水災保険の保険料が細分化。水災リスクの高い地域は大幅な保険料アップの恐れ。
2021.06.30
損害保険料算出機構が、全国で一律となっている水災に対する保険料について、地域ごとに格差をつける案を検討していることが分かりました。
昨今の大規模な自然災害の影響により、損害保険各社は、火災保険金の支払いが増加傾向にあります。
それに伴って火災保険料も値上げが年々続いていますが、こうも値上げが続くと家計にも打撃を与えることになり、火災保険に加入する世帯が減る恐れも出てきます。
値上げが避けられない中、少しでも値上げに歯止めをかけることが、この地域別の水災保険料の導入検討の目的です。
水災保険料は全国同じの現状
現在、水災に備える保険料部分は全国一律となっていますが、水災のリスクは地盤や河川の大小などにより大きく異なります。
地域によっては過去に一度も水災被害にあったことのない場所もあるでしょうし、反対に毎年のように水災被害に見舞われる地域もあります。
保険は本来、リスクに見合った保険料にするもの
リスクに地域差がある水災について、従来は同じ保険料だったということですが、保険とはリスクに見合った保険料を設定するものです。
水災保険料を地域別にすることは、リスクに見合った保険料を設定することなので、それがあるべき姿だと思います。

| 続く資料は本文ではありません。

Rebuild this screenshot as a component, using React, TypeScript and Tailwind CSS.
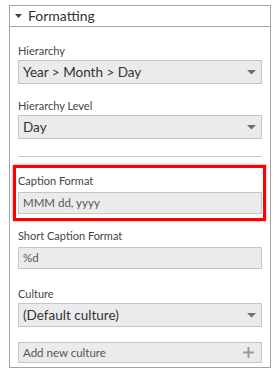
import { ReactNode } from 'react';

const font = { fontFamily: 'Lato, "Open Sans", sans-serif' };

function Label({ children }: { children: ReactNode }) {
  return <div className="text-[11px] leading-[14px] text-[#444]">{children}</div>;
}

function Caret() {
  return (
    <svg width="9" height="5" viewBox="0 0 9 5" className="shrink-0">
      <path d="M0 0 H9 L4.5 4.5 Z" fill="#6f6f6f" />
    </svg>
  );
}

function Combo({ value }: { value: string }) {
  return (
    <div className="h-[24px] flex items-center justify-between pl-[4px] pr-[5px] bg-[#ebebeb] border border-[#c6c6c6] text-[13.5px] text-[#333]">
      <span>{value}</span>
      <Caret />
    </div>
  );
}

function TextBox({ value }: { value: string }) {
  return (
    <div className="h-[22px] flex items-center pl-[4px] bg-[#ebebeb] border border-[#c6c6c6] text-[11.5px] text-[#555]">
      {value}
    </div>
  );
}

export default function App() {
  return (
    <div className="w-[279px] h-[377px] bg-white pt-[5px] pl-[9px]" style={font}>
      <div className="w-[262px] h-[363px] border border-[#a3a3a3] flex flex-col">
        {/* Section header */}
        <div className="h-[21px] border-b border-[#a3a3a3] flex items-center pl-[5px] gap-[6px]">
          <svg width="7" height="4" viewBox="0 0 7 4">
            <path d="M0 0 H7 L3.5 4 Z" fill="#444" />
          </svg>
          <span className="text-[14px] leading-none text-[#333]">Formatting</span>
        </div>

        <div className="px-[8px] pt-[17px] flex flex-col">
          <Label>Hierarchy</Label>
          <div className="mt-[2px]">
            <Combo value="Year > Month > Day" />
          </div>

          <div className="mt-[15px]">
            <Label>Hierarchy Level</Label>
          </div>
          <div className="mt-[2px]">
            <Combo value="Day" />
          </div>

          <div className="mt-[17px] h-px bg-[#c8c8c8]" />

          {/* highlighted field */}
          <div className="mt-[8px] -ml-[5px] -mr-[4px] border-[3px] border-[#ff0000] shadow-[0_0_2px_rgba(255,0,0,0.6)] pl-[2px] pr-[1px] pt-[6px] pb-[4px]">
            <Label>Caption Format</Label>
            <div className="mt-[4px]">
              <TextBox value="MMM dd, yyyy" />
            </div>
          </div>

          <div className="mt-[8px]">
            <Label>Short Caption Format</Label>
          </div>
          <div className="mt-[4px]">
            <TextBox value="%d" />
          </div>

          <div className="mt-[18px]">
            <Label>Culture</Label>
          </div>
          <div className="mt-[2px]">
            <Combo value="(Default culture)" />
          </div>

          <div className="mt-[15px] h-[21px] flex items-center justify-between pl-[4px] pr-[7px] bg-[#ebebeb] border border-[#c6c6c6] text-[11.5px] text-[#555]">
            <span>Add new culture</span>
            <svg width="11" height="11" viewBox="0 0 11 11">
              <path d="M4.5 0 H6.5 V4.5 H11 V6.5 H6.5 V11 H4.5 V6.5 H0 V4.5 H4.5 Z" fill="#9a9a9a" />
            </svg>
          </div>
        </div>
      </div>
    </div>
  );
}
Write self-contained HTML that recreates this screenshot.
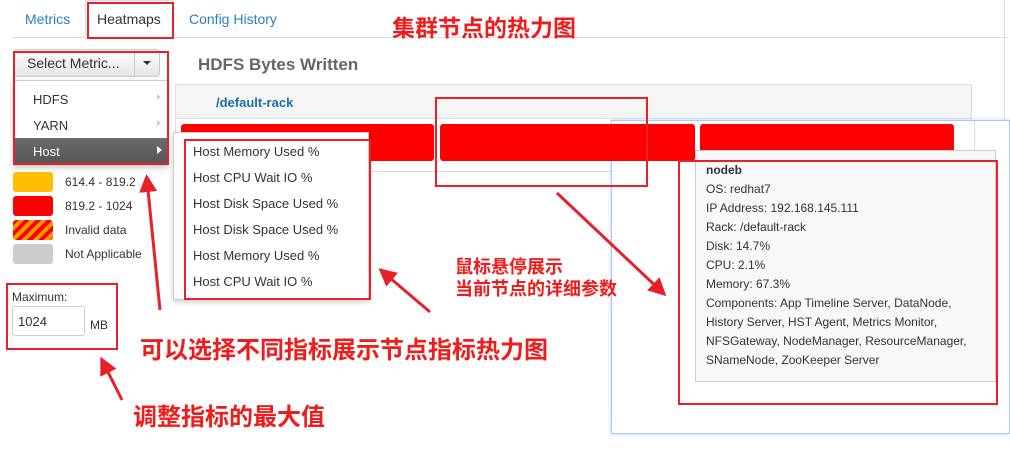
<!DOCTYPE html>
<html><head><meta charset="utf-8"><style>
*{margin:0;padding:0;box-sizing:border-box}
body{width:1010px;height:463px;background:#fff;position:relative;overflow:hidden;font-family:"Liberation Sans",Arial,sans-serif;font-size:13px;color:#333}
.a{position:absolute}
.tab{position:absolute;top:11px;font-size:14px;color:#2a7fc1}
.cn{position:absolute;color:#f01c1c;font-weight:bold;font-family:"Liberation Sans","Noto Sans CJK SC",sans-serif;white-space:nowrap}
.rb{position:absolute;border:2px solid #e8202a}
.sw{position:absolute;left:13px;width:40px;height:20px;border-radius:3px}
.lt{position:absolute;left:65px;font-size:12px;color:#333}
.mi{position:absolute;left:193px;font-size:13px;color:#333}
.tt div{height:19px;line-height:19px}
</style></head><body>
<div class="a" style="left:12px;top:37px;width:996px;height:1px;background:#ddd"></div>
<div class="a" style="left:85px;top:0;width:88px;height:38px;border:1px solid #ddd;border-bottom:none;background:#fff"></div>
<div class="tab" style="left:25px">Metrics</div>
<div class="tab" style="left:97px;color:#333">Heatmaps</div>
<div class="tab" style="left:189px">Config History</div>
<div class="a" style="left:1004px;top:0;width:1px;height:120px;background:#ddd"></div>

<div class="a" style="left:13px;top:49px;width:147px;height:28px;border:1px solid #ccc;border-radius:4px;background:linear-gradient(#fff,#e6e6e6)"></div>
<div class="a" style="left:134px;top:49px;width:1px;height:28px;background:#ccc"></div>
<div class="a" style="left:27px;top:55px;font-size:14px;color:#333">Select Metric...</div>
<div class="a" style="left:143px;top:61px;border:4px solid transparent;border-top:4px solid #333"></div>
<div class="a" style="left:198px;top:55px;font-size:17px;font-weight:bold;color:#666">HDFS Bytes Written</div>

<div class="a" style="left:175px;top:84px;width:797px;height:88px;border:1px solid #ddd"></div>
<div class="a" style="left:176px;top:85px;width:795px;height:34px;background:#f5f5f5;border-bottom:1px solid #ddd"></div>
<div class="a" style="left:216px;top:95px;font-size:13px;font-weight:bold;color:#1b6ea8">/default-rack</div>

<div class="a" style="left:611px;top:120px;width:399px;height:314px;background:#fff;border:1px solid #a8c8f0;box-shadow:0 0 4px #bcd4f5"></div>
<div class="a" style="left:974px;top:121px;width:1px;height:30px;background:#ddd"></div>

<div class="a" style="left:181px;top:124px;width:253px;height:37px;background:#f00;border-radius:3px"></div>
<div class="a" style="left:440px;top:124px;width:255px;height:37px;background:#f00;border-radius:3px"></div>
<div class="a" style="left:700px;top:124px;width:254px;height:37px;background:#f00;border-radius:3px"></div>

<div class="a" style="left:13px;top:80px;width:155px;height:86px;background:#fff;border:1px solid #ccc;box-shadow:0 2px 5px rgba(0,0,0,.2)"></div>
<div class="a" style="left:33px;top:92px;font-size:13px">HDFS</div><div class="a" style="left:157px;top:94px;border:3px solid transparent;border-left:4px solid #ccc"></div>
<div class="a" style="left:33px;top:118px;font-size:13px">YARN</div><div class="a" style="left:157px;top:120px;border:3px solid transparent;border-left:4px solid #ccc"></div>
<div class="a" style="left:14px;top:138px;width:153px;height:26px;background:linear-gradient(#6a6a6a,#555)"></div>
<div class="a" style="left:33px;top:144px;font-size:13px;color:#fff">Host</div><div class="a" style="left:157px;top:146px;border:4px solid transparent;border-left:5px solid #fff"></div>

<div class="a" style="left:173px;top:132px;width:196px;height:168px;background:#fff;border:1px solid #ccc;box-shadow:0 2px 5px rgba(0,0,0,.2)"></div>
<div class="mi" style="top:144px">Host Memory Used %</div>
<div class="mi" style="top:170px">Host CPU Wait IO %</div>
<div class="mi" style="top:196px">Host Disk Space Used %</div>
<div class="mi" style="top:222px">Host Disk Space Used %</div>
<div class="mi" style="top:248px">Host Memory Used %</div>
<div class="mi" style="top:274px">Host CPU Wait IO %</div>

<div class="sw" style="top:172px;background:#fdbe03"></div><div class="lt" style="top:175px">614.4 - 819.2</div>
<div class="sw" style="top:196px;background:#f00"></div><div class="lt" style="top:199px">819.2 - 1024</div>
<div class="sw" style="top:220px;background:repeating-linear-gradient(135deg,#f00 0 4px,#f90 4px 8px)"></div><div class="lt" style="top:223px">Invalid data</div>
<div class="sw" style="top:244px;background:#ccc"></div><div class="lt" style="top:247px">Not Applicable</div>

<div class="a" style="left:12px;top:290px;font-size:12px">Maximum:</div>
<div class="a" style="left:12px;top:306px;width:73px;height:30px;border:1px solid #ccc;border-radius:3px;padding:7px 5px;font-size:13px">1024</div>
<div class="a" style="left:90px;top:318px;font-size:12px">MB</div>

<div class="a tt" style="left:695px;top:150px;width:301px;height:232px;background:#f8f8f8;border:1px solid #ccc;padding:10px 10px;font-size:12px;color:#333">
<div style="font-weight:bold">nodeb</div><div>OS: redhat7</div><div>IP Address: 192.168.145.111</div><div>Rack: /default-rack</div><div>Disk: 14.7%</div><div>CPU: 2.1%</div><div>Memory: 67.3%</div><div>Components: App Timeline Server, DataNode,</div><div>History Server, HST Agent, Metrics Monitor,</div><div>NFSGateway, NodeManager, ResourceManager,</div><div>SNameNode, ZooKeeper Server</div></div>

<div class="rb" style="left:87px;top:2px;width:87px;height:37px"></div>
<div class="rb" style="left:13px;top:51px;width:156px;height:114px"></div>
<div class="rb" style="left:184px;top:139px;width:187px;height:161px"></div>
<div class="rb" style="left:435px;top:97px;width:213px;height:90px"></div>
<div class="rb" style="left:678px;top:160px;width:320px;height:245px"></div>
<div class="rb" style="left:6px;top:283px;width:112px;height:67px"></div>

<div class="cn" style="left:392px;top:9px;font-size:23px">集群节点的热力图</div>
<div class="cn" style="left:455px;top:256px;font-size:18px;line-height:22px">鼠标悬停展示<br>当前节点的详细参数</div>
<div class="cn" style="left:140px;top:330px;font-size:24px">可以选择不同指标展示节点指标热力图</div>
<div class="cn" style="left:133px;top:397px;font-size:24px">调整指标的最大值</div>

<svg class="a" style="left:0;top:0" width="1010" height="463">
<defs><marker id="m" markerWidth="6" markerHeight="6" refX="4" refY="3" orient="auto"><path d="M0,0 L6,3 L0,6 z" fill="#e8202a"/></marker></defs>
<g stroke="#e8202a" stroke-width="3" fill="none" marker-end="url(#m)">
<line x1="160" y1="310" x2="147" y2="180"/>
<line x1="430" y1="312" x2="383" y2="272"/>
<line x1="122" y1="400" x2="103" y2="362"/>
<line x1="557" y1="193" x2="662" y2="292"/>
</g></svg>
</body></html>
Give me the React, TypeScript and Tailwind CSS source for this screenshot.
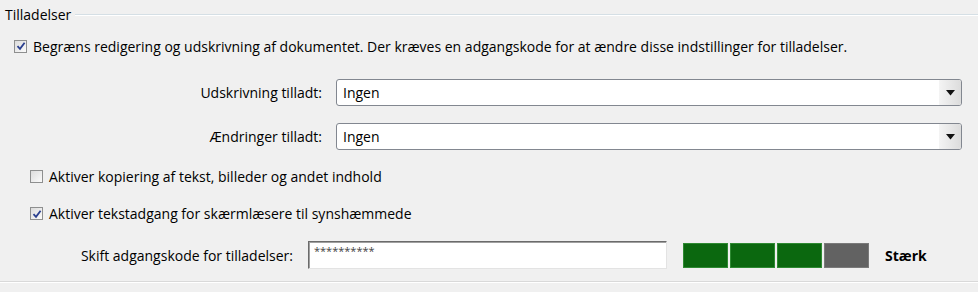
import React from "react";

function Check({ checked }: { checked?: boolean }) {
	return (
		<span className="w-[13px] h-[13px] shrink-0 border border-[#8e8f8f] bg-gradient-to-br from-[#dcdcdc] to-[#fbfbfb] flex items-center justify-center">
			{checked && (
				<svg width="10" height="10" viewBox="0 0 10 10">
					<path d="M1.5 5.2 L4 7.8 L8.6 1.8" fill="none" stroke="#2a3f8f" strokeWidth="1.8" />
				</svg>
			)}
		</span>
	);
}

function Select({ value }: { value: string }) {
	return (
		<div className="flex-1 h-[27px] flex border border-[#828790] rounded-[3px] bg-white overflow-hidden">
			<span className="flex-1 flex items-center pl-[6px] text-[#000]">{value}</span>
			<span className="w-[22px] flex items-center justify-center bg-gradient-to-r from-[#f4f4f4] to-[#dcdcdc]">
				<svg width="9" height="6" viewBox="0 0 9 6">
					<path d="M0 0 H9 L4.5 5.5 Z" fill="#111" />
				</svg>
			</span>
		</div>
	);
}

export default function App() {
	return (
		<div
			className="w-[978px] h-[292px] bg-[#f0f0f0] text-[14px] text-[#000] overflow-hidden"
			style={{ fontFamily: '"Open Sans", "Noto Sans", sans-serif' }}
		>
			{/* Fieldset title */}
			<div className="flex items-center h-[30px] pl-[5px]">
				<span className="leading-none">Tilladelser</span>
				<span className="flex-1 ml-[4px] border-t border-[#d5dfe5] border-b-white border-b h-0" />
			</div>

			<div className="flex items-center gap-[6px] pl-[14px] h-[32px]">
				<Check checked />
				<span>Begræns redigering og udskrivning af dokumentet. Der kræves en adgangskode for at ændre disse indstillinger for tilladelser.</span>
			</div>

			<div className="flex flex-col gap-[17px] pt-[17px] pr-[16px]">
				<div className="flex items-center">
					<span className="w-[322px] text-right">Udskrivning tilladt:</span>
					<span className="w-[14px]" />
					<Select value="Ingen" />
				</div>
				<div className="flex items-center">
					<span className="w-[322px] text-right">Ændringer tilladt:</span>
					<span className="w-[14px]" />
					<Select value="Ingen" />
				</div>
			</div>

			<div className="flex items-center gap-[6px] pl-[30px] h-[37px] mt-[8px]">
				<Check />
				<span>Aktiver kopiering af tekst, billeder og andet indhold</span>
			</div>
			<div className="flex items-center gap-[6px] pl-[30px] h-[37px]">
				<Check checked />
				<span>Aktiver tekstadgang for skærmlæsere til synshæmmede</span>
			</div>

			<div className="flex items-center h-[40px] mt-[3px]">
				<span className="w-[293px] text-right">Skift adgangskode for tilladelser:</span>
				<span className="w-[15px]" />
				<div className="w-[359px] h-[28px] bg-white border border-t-[#6b6b6b] border-l-[#6b6b6b] border-r-[#e3e3e3] border-b-[#e3e3e3] shadow-[inset_1px_1px_0_#a0a0a0] pl-[5px] pt-[2px] text-[11px] leading-[14px] text-[#444]">
					**********
				</div>
				<div className="flex gap-[2px] ml-[16px]">
					<span className="w-[45px] h-[25px] bg-[#0b680f] border border-[#2e8a32]" />
					<span className="w-[45px] h-[25px] bg-[#0b680f] border border-[#2e8a32]" />
					<span className="w-[45px] h-[25px] bg-[#0b680f] border border-[#2e8a32]" />
					<span className="w-[45px] h-[25px] bg-[#626262] border border-[#7a7a7a]" />
				</div>
				<span className="ml-[16px] font-bold">Stærk</span>
			</div>

			<div className="mt-[6px] border-t border-[#d9d9d9] border-b border-b-white" />
		</div>
	);
}
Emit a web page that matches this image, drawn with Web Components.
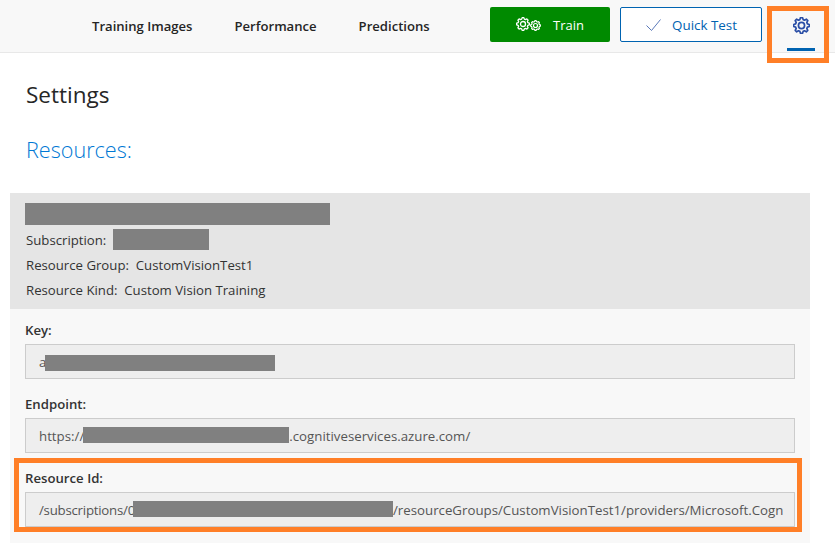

ただ一方で、水災被害の多い地域は保険料が従来より大幅に高くなる可能性もあり、保険料があまりに高くなりすぎると「火災保険料の値上げに歯止めをかける」という目的に反することにもなりかねません。
リスクに見合った保険料設定をすることはもちろんですが、保険が持つ相互扶助の仕組みとのバランスをどう取るかが難しい問題と言えます。